**Data block**:

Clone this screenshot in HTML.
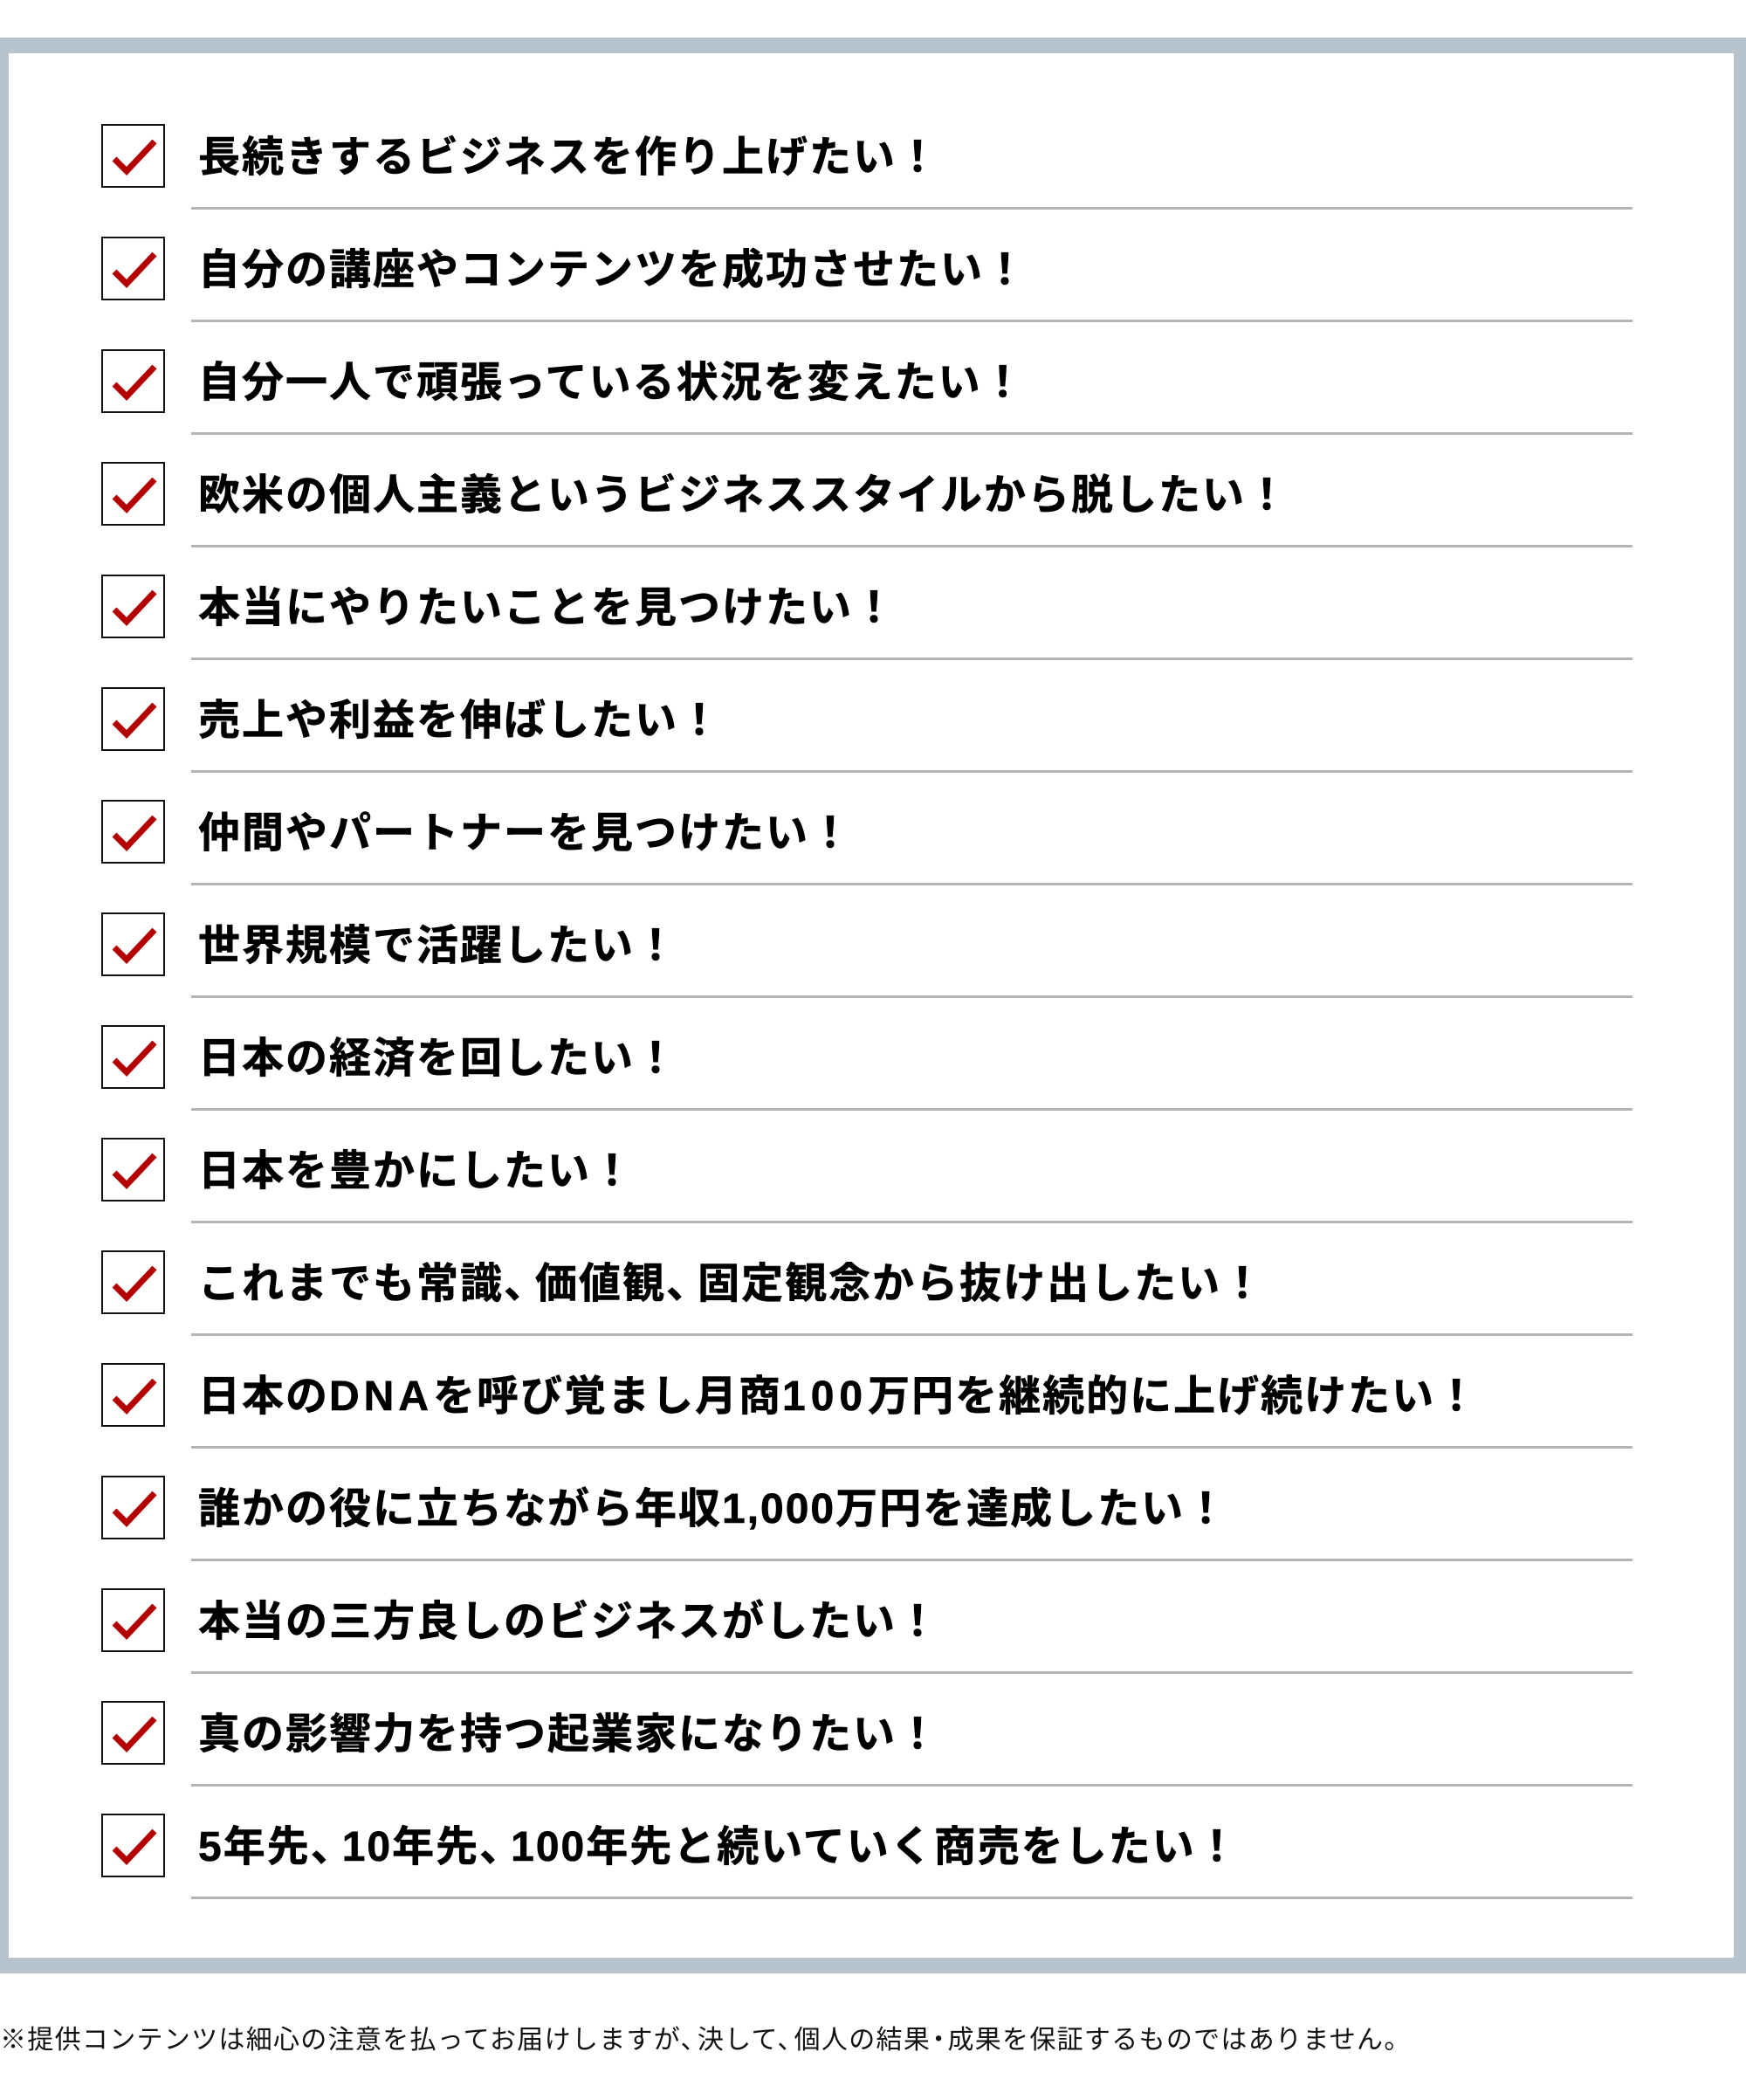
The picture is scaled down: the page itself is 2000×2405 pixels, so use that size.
<!DOCTYPE html>
<html><head><meta charset="utf-8"><style>
html,body{margin:0;padding:0;background:#fff;width:2000px;height:2405px;overflow:hidden;position:relative}
.frame{position:absolute;left:0;top:43px;width:1976px;height:2181px;border-style:solid;border-color:#b7c4cd;border-width:18px 14px 18px 10px;background:#fff}
.row{position:absolute;left:0;width:2000px;height:129px}
.box{position:absolute;left:116px;top:0;width:69px;height:69px;border:2px solid #111;background:#fff}
.box svg{position:absolute;left:-2px;top:-2px}
.t{position:absolute;left:227px;top:15px;height:48px;line-height:48px;font-family:"Liberation Sans","Noto Sans CJK JP",sans-serif;font-weight:bold;font-size:48px;letter-spacing:2px;color:#000;white-space:nowrap;-webkit-text-stroke:0.6px #000}
.c{margin-right:-14px}
.ln{position:absolute;left:219px;top:95px;width:1651px;height:3px;background:#b4b4b4}
.note{position:absolute;left:0;top:2322px;font-family:"Liberation Sans","Noto Sans CJK JP",sans-serif;font-size:30px;line-height:30px;letter-spacing:1.3px;color:#111;white-space:nowrap}
</style></head><body>
<div class="frame"></div>
<div class="row" style="top:142px"><div class="box"><svg width="73" height="73"><path d="M15 40 L29 54 L61 20" fill="none" stroke="#b40000" stroke-width="7"/></svg></div><div class="t">長続きするビジネスを作り上げたい！</div><div class="ln"></div></div>
<div class="row" style="top:271px"><div class="box"><svg width="73" height="73"><path d="M15 40 L29 54 L61 20" fill="none" stroke="#b40000" stroke-width="7"/></svg></div><div class="t">自分の講座やコンテンツを成功させたい！</div><div class="ln"></div></div>
<div class="row" style="top:400px"><div class="box"><svg width="73" height="73"><path d="M15 40 L29 54 L61 20" fill="none" stroke="#b40000" stroke-width="7"/></svg></div><div class="t">自分一人で頑張っている状況を変えたい！</div><div class="ln"></div></div>
<div class="row" style="top:529px"><div class="box"><svg width="73" height="73"><path d="M15 40 L29 54 L61 20" fill="none" stroke="#b40000" stroke-width="7"/></svg></div><div class="t">欧米の個人主義というビジネススタイルから脱したい！</div><div class="ln"></div></div>
<div class="row" style="top:658px"><div class="box"><svg width="73" height="73"><path d="M15 40 L29 54 L61 20" fill="none" stroke="#b40000" stroke-width="7"/></svg></div><div class="t">本当にやりたいことを見つけたい！</div><div class="ln"></div></div>
<div class="row" style="top:787px"><div class="box"><svg width="73" height="73"><path d="M15 40 L29 54 L61 20" fill="none" stroke="#b40000" stroke-width="7"/></svg></div><div class="t">売上や利益を伸ばしたい！</div><div class="ln"></div></div>
<div class="row" style="top:916px"><div class="box"><svg width="73" height="73"><path d="M15 40 L29 54 L61 20" fill="none" stroke="#b40000" stroke-width="7"/></svg></div><div class="t">仲間やパートナーを見つけたい！</div><div class="ln"></div></div>
<div class="row" style="top:1045px"><div class="box"><svg width="73" height="73"><path d="M15 40 L29 54 L61 20" fill="none" stroke="#b40000" stroke-width="7"/></svg></div><div class="t">世界規模で活躍したい！</div><div class="ln"></div></div>
<div class="row" style="top:1174px"><div class="box"><svg width="73" height="73"><path d="M15 40 L29 54 L61 20" fill="none" stroke="#b40000" stroke-width="7"/></svg></div><div class="t">日本の経済を回したい！</div><div class="ln"></div></div>
<div class="row" style="top:1303px"><div class="box"><svg width="73" height="73"><path d="M15 40 L29 54 L61 20" fill="none" stroke="#b40000" stroke-width="7"/></svg></div><div class="t">日本を豊かにしたい！</div><div class="ln"></div></div>
<div class="row" style="top:1432px"><div class="box"><svg width="73" height="73"><path d="M15 40 L29 54 L61 20" fill="none" stroke="#b40000" stroke-width="7"/></svg></div><div class="t">これまでも常識<span class="c">、</span>価値観<span class="c">、</span>固定観念から抜け出したい！</div><div class="ln"></div></div>
<div class="row" style="top:1561px"><div class="box"><svg width="73" height="73"><path d="M15 40 L29 54 L61 20" fill="none" stroke="#b40000" stroke-width="7"/></svg></div><div class="t">日本の<span style="letter-spacing:5px">DNA</span>を呼び覚まし月商<span style="letter-spacing:6px">100</span>万円を継続的に上げ続けたい！</div><div class="ln"></div></div>
<div class="row" style="top:1690px"><div class="box"><svg width="73" height="73"><path d="M15 40 L29 54 L61 20" fill="none" stroke="#b40000" stroke-width="7"/></svg></div><div class="t">誰かの役に立ちながら年収1,000万円を達成したい！</div><div class="ln"></div></div>
<div class="row" style="top:1819px"><div class="box"><svg width="73" height="73"><path d="M15 40 L29 54 L61 20" fill="none" stroke="#b40000" stroke-width="7"/></svg></div><div class="t">本当の三方良しのビジネスがしたい！</div><div class="ln"></div></div>
<div class="row" style="top:1948px"><div class="box"><svg width="73" height="73"><path d="M15 40 L29 54 L61 20" fill="none" stroke="#b40000" stroke-width="7"/></svg></div><div class="t">真の影響力を持つ起業家になりたい！</div><div class="ln"></div></div>
<div class="row" style="top:2077px"><div class="box"><svg width="73" height="73"><path d="M15 40 L29 54 L61 20" fill="none" stroke="#b40000" stroke-width="7"/></svg></div><div class="t">5年先<span class="c">、</span>10年先<span class="c">、</span>100年先と続いていく商売をしたい！</div><div class="ln"></div></div>
<div class="note">※提供コンテンツは細心の注意を払ってお届けしますが<span style="margin-right:-12px">、</span>決して<span style="margin-right:-12px">、</span>個人の結果<span style="margin:0 -6px">・</span>成果を保証するものではありません。</div>
</body></html>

**Task objective**:
Reproduce the whole listing exactly, but not the images in it.

**Task solution**:
Clone this screenshot in HTML.
The picture is scaled down: the page itself is 2000×2405 pixels, so use that size.
<!DOCTYPE html>
<html><head><meta charset="utf-8"><style>
html,body{margin:0;padding:0;background:#fff;width:2000px;height:2405px;overflow:hidden;position:relative}
.frame{position:absolute;left:0;top:43px;width:1976px;height:2181px;border-style:solid;border-color:#b7c4cd;border-width:18px 14px 18px 10px;background:#fff}
.row{position:absolute;left:0;width:2000px;height:129px}
.box{position:absolute;left:116px;top:0;width:69px;height:69px;border:2px solid #111;background:#fff}
.box svg{position:absolute;left:-2px;top:-2px}
.t{position:absolute;left:227px;top:15px;height:48px;line-height:48px;font-family:"Liberation Sans","Noto Sans CJK JP",sans-serif;font-weight:bold;font-size:48px;letter-spacing:2px;color:#000;white-space:nowrap;-webkit-text-stroke:0.6px #000}
.c{margin-right:-14px}
.ln{position:absolute;left:219px;top:95px;width:1651px;height:3px;background:#b4b4b4}
.note{position:absolute;left:0;top:2322px;font-family:"Liberation Sans","Noto Sans CJK JP",sans-serif;font-size:30px;line-height:30px;letter-spacing:1.3px;color:#111;white-space:nowrap}
</style></head><body>
<div class="frame"></div>
<div class="row" style="top:142px"><div class="box"><svg width="73" height="73"><path d="M15 40 L29 54 L61 20" fill="none" stroke="#b40000" stroke-width="7"/></svg></div><div class="t">長続きするビジネスを作り上げたい！</div><div class="ln"></div></div>
<div class="row" style="top:271px"><div class="box"><svg width="73" height="73"><path d="M15 40 L29 54 L61 20" fill="none" stroke="#b40000" stroke-width="7"/></svg></div><div class="t">自分の講座やコンテンツを成功させたい！</div><div class="ln"></div></div>
<div class="row" style="top:400px"><div class="box"><svg width="73" height="73"><path d="M15 40 L29 54 L61 20" fill="none" stroke="#b40000" stroke-width="7"/></svg></div><div class="t">自分一人で頑張っている状況を変えたい！</div><div class="ln"></div></div>
<div class="row" style="top:529px"><div class="box"><svg width="73" height="73"><path d="M15 40 L29 54 L61 20" fill="none" stroke="#b40000" stroke-width="7"/></svg></div><div class="t">欧米の個人主義というビジネススタイルから脱したい！</div><div class="ln"></div></div>
<div class="row" style="top:658px"><div class="box"><svg width="73" height="73"><path d="M15 40 L29 54 L61 20" fill="none" stroke="#b40000" stroke-width="7"/></svg></div><div class="t">本当にやりたいことを見つけたい！</div><div class="ln"></div></div>
<div class="row" style="top:787px"><div class="box"><svg width="73" height="73"><path d="M15 40 L29 54 L61 20" fill="none" stroke="#b40000" stroke-width="7"/></svg></div><div class="t">売上や利益を伸ばしたい！</div><div class="ln"></div></div>
<div class="row" style="top:916px"><div class="box"><svg width="73" height="73"><path d="M15 40 L29 54 L61 20" fill="none" stroke="#b40000" stroke-width="7"/></svg></div><div class="t">仲間やパートナーを見つけたい！</div><div class="ln"></div></div>
<div class="row" style="top:1045px"><div class="box"><svg width="73" height="73"><path d="M15 40 L29 54 L61 20" fill="none" stroke="#b40000" stroke-width="7"/></svg></div><div class="t">世界規模で活躍したい！</div><div class="ln"></div></div>
<div class="row" style="top:1174px"><div class="box"><svg width="73" height="73"><path d="M15 40 L29 54 L61 20" fill="none" stroke="#b40000" stroke-width="7"/></svg></div><div class="t">日本の経済を回したい！</div><div class="ln"></div></div>
<div class="row" style="top:1303px"><div class="box"><svg width="73" height="73"><path d="M15 40 L29 54 L61 20" fill="none" stroke="#b40000" stroke-width="7"/></svg></div><div class="t">日本を豊かにしたい！</div><div class="ln"></div></div>
<div class="row" style="top:1432px"><div class="box"><svg width="73" height="73"><path d="M15 40 L29 54 L61 20" fill="none" stroke="#b40000" stroke-width="7"/></svg></div><div class="t">これまでも常識<span class="c">、</span>価値観<span class="c">、</span>固定観念から抜け出したい！</div><div class="ln"></div></div>
<div class="row" style="top:1561px"><div class="box"><svg width="73" height="73"><path d="M15 40 L29 54 L61 20" fill="none" stroke="#b40000" stroke-width="7"/></svg></div><div class="t">日本の<span style="letter-spacing:5px">DNA</span>を呼び覚まし月商<span style="letter-spacing:6px">100</span>万円を継続的に上げ続けたい！</div><div class="ln"></div></div>
<div class="row" style="top:1690px"><div class="box"><svg width="73" height="73"><path d="M15 40 L29 54 L61 20" fill="none" stroke="#b40000" stroke-width="7"/></svg></div><div class="t">誰かの役に立ちながら年収1,000万円を達成したい！</div><div class="ln"></div></div>
<div class="row" style="top:1819px"><div class="box"><svg width="73" height="73"><path d="M15 40 L29 54 L61 20" fill="none" stroke="#b40000" stroke-width="7"/></svg></div><div class="t">本当の三方良しのビジネスがしたい！</div><div class="ln"></div></div>
<div class="row" style="top:1948px"><div class="box"><svg width="73" height="73"><path d="M15 40 L29 54 L61 20" fill="none" stroke="#b40000" stroke-width="7"/></svg></div><div class="t">真の影響力を持つ起業家になりたい！</div><div class="ln"></div></div>
<div class="row" style="top:2077px"><div class="box"><svg width="73" height="73"><path d="M15 40 L29 54 L61 20" fill="none" stroke="#b40000" stroke-width="7"/></svg></div><div class="t">5年先<span class="c">、</span>10年先<span class="c">、</span>100年先と続いていく商売をしたい！</div><div class="ln"></div></div>
<div class="note">※提供コンテンツは細心の注意を払ってお届けしますが<span style="margin-right:-12px">、</span>決して<span style="margin-right:-12px">、</span>個人の結果<span style="margin:0 -6px">・</span>成果を保証するものではありません。</div>
</body></html>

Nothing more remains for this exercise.